Skip the pictures and repeat each line of the data exactly.

====== Dataset section ======

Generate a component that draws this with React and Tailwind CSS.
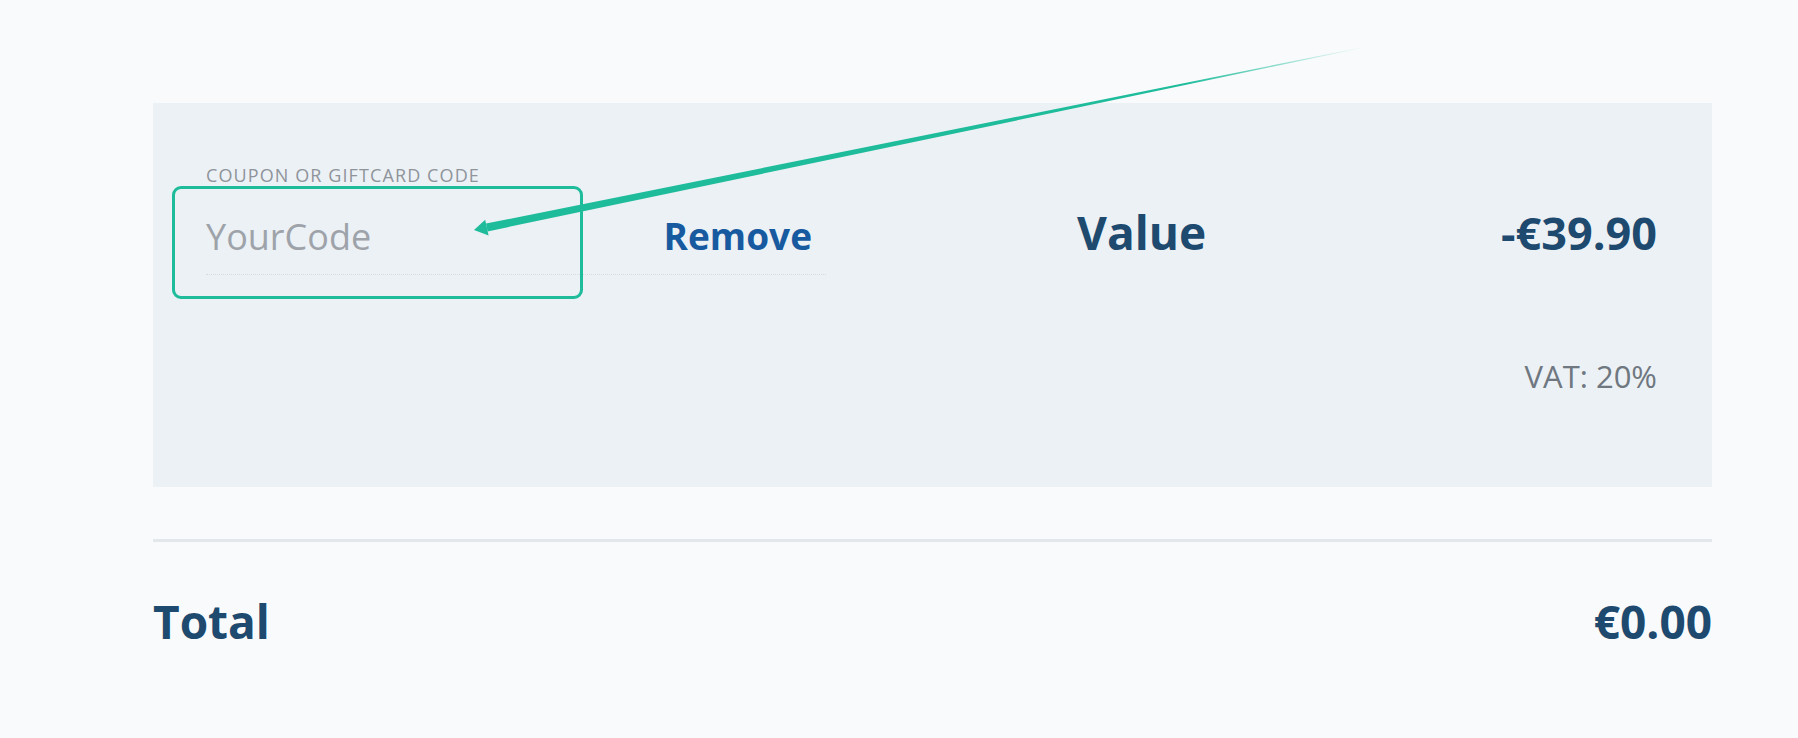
export default function App() {
  return (
    <div
      className="relative w-[1798px] h-[738px] bg-[#f8fafc] overflow-hidden"
      style={{ fontFamily: '"Open Sans", "Noto Sans", sans-serif' }}
    >
      <div className="pt-[103px] pl-[153px] w-[1712px]">
        {/* Coupon panel */}
        <div className="bg-[#ecf1f5] h-[384px] pl-[53px] pr-[55px] pt-[63px]">
          <div className="text-[18px] leading-none tracking-[1.1px] text-[#8f949b] uppercase">
            Coupon or giftcard code
          </div>
          <div className="flex items-baseline mt-[25px]">
            <div className="w-[620px] flex items-baseline justify-between border-b border-dotted border-[#d6dbe0] pb-[10px] pr-[14px]">
              <span className="text-[36px] text-[#9ea3aa]">YourCode</span>
              <span className="text-[37px] leading-none font-bold text-[#175aa0]">Remove</span>
            </div>
            <div className="ml-[251px] text-[46px] leading-none font-bold text-[#1d4a6e]">Value</div>
            <div className="ml-auto text-[45px] leading-none font-bold text-[#1d4a6e]">-€39.90</div>
          </div>
          <div className="mt-[86px] text-right text-[31px] leading-none text-[#6f7780]">VAT: 20%</div>
        </div>

        {/* Divider */}
        <div className="mt-[52px] h-[3px] bg-[#e3e7eb]" />

        {/* Total */}
        <div className="mt-[56px] flex items-baseline justify-between">
          <span className="text-[46px] leading-none font-bold text-[#1d4a6e]">Total</span>
          <span className="text-[46px] leading-none font-bold text-[#1d4a6e]">€0.00</span>
        </div>
      </div>

      {/* Highlight box */}
      <div className="absolute left-[172px] top-[186px] w-[411px] h-[113px] border-[3px] border-[#1ebc9b] rounded-[9px]" />

      {/* Arrow */}
      <svg className="absolute left-0 top-0 pointer-events-none" width="1798" height="738" viewBox="0 0 1798 738">
        <defs>
          <linearGradient id="arrowFade" gradientUnits="userSpaceOnUse" x1="475" y1="230" x2="1365" y2="47">
            <stop offset="0" stopColor="#1ebc9b" stopOpacity="1" />
            <stop offset="0.8" stopColor="#1ebc9b" stopOpacity="1" />
            <stop offset="1" stopColor="#1ebc9b" stopOpacity="0" />
          </linearGradient>
        </defs>
        <polygon points="487.6,231.4 486.0,223.6 1365.1,46.7 1365.3,47.3" fill="url(#arrowFade)" />
        <polygon points="474,230 485.2,219.8 488.6,235.6" fill="#1ebc9b" />
      </svg>
    </div>
  );
}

======

**Output for this task:**
Generate a component that draws this with React and Tailwind CSS.
export default function App() {
  return (
    <div
      className="relative w-[1798px] h-[738px] bg-[#f8fafc] overflow-hidden"
      style={{ fontFamily: '"Open Sans", "Noto Sans", sans-serif' }}
    >
      <div className="pt-[103px] pl-[153px] w-[1712px]">
        {/* Coupon panel */}
        <div className="bg-[#ecf1f5] h-[384px] pl-[53px] pr-[55px] pt-[63px]">
          <div className="text-[18px] leading-none tracking-[1.1px] text-[#8f949b] uppercase">
            Coupon or giftcard code
          </div>
          <div className="flex items-baseline mt-[25px]">
            <div className="w-[620px] flex items-baseline justify-between border-b border-dotted border-[#d6dbe0] pb-[10px] pr-[14px]">
              <span className="text-[36px] text-[#9ea3aa]">YourCode</span>
              <span className="text-[37px] leading-none font-bold text-[#175aa0]">Remove</span>
            </div>
            <div className="ml-[251px] text-[46px] leading-none font-bold text-[#1d4a6e]">Value</div>
            <div className="ml-auto text-[45px] leading-none font-bold text-[#1d4a6e]">-€39.90</div>
          </div>
          <div className="mt-[86px] text-right text-[31px] leading-none text-[#6f7780]">VAT: 20%</div>
        </div>

        {/* Divider */}
        <div className="mt-[52px] h-[3px] bg-[#e3e7eb]" />

        {/* Total */}
        <div className="mt-[56px] flex items-baseline justify-between">
          <span className="text-[46px] leading-none font-bold text-[#1d4a6e]">Total</span>
          <span className="text-[46px] leading-none font-bold text-[#1d4a6e]">€0.00</span>
        </div>
      </div>

      {/* Highlight box */}
      <div className="absolute left-[172px] top-[186px] w-[411px] h-[113px] border-[3px] border-[#1ebc9b] rounded-[9px]" />

      {/* Arrow */}
      <svg className="absolute left-0 top-0 pointer-events-none" width="1798" height="738" viewBox="0 0 1798 738">
        <defs>
          <linearGradient id="arrowFade" gradientUnits="userSpaceOnUse" x1="475" y1="230" x2="1365" y2="47">
            <stop offset="0" stopColor="#1ebc9b" stopOpacity="1" />
            <stop offset="0.8" stopColor="#1ebc9b" stopOpacity="1" />
            <stop offset="1" stopColor="#1ebc9b" stopOpacity="0" />
          </linearGradient>
        </defs>
        <polygon points="487.6,231.4 486.0,223.6 1365.1,46.7 1365.3,47.3" fill="url(#arrowFade)" />
        <polygon points="474,230 485.2,219.8 488.6,235.6" fill="#1ebc9b" />
      </svg>
    </div>
  );
}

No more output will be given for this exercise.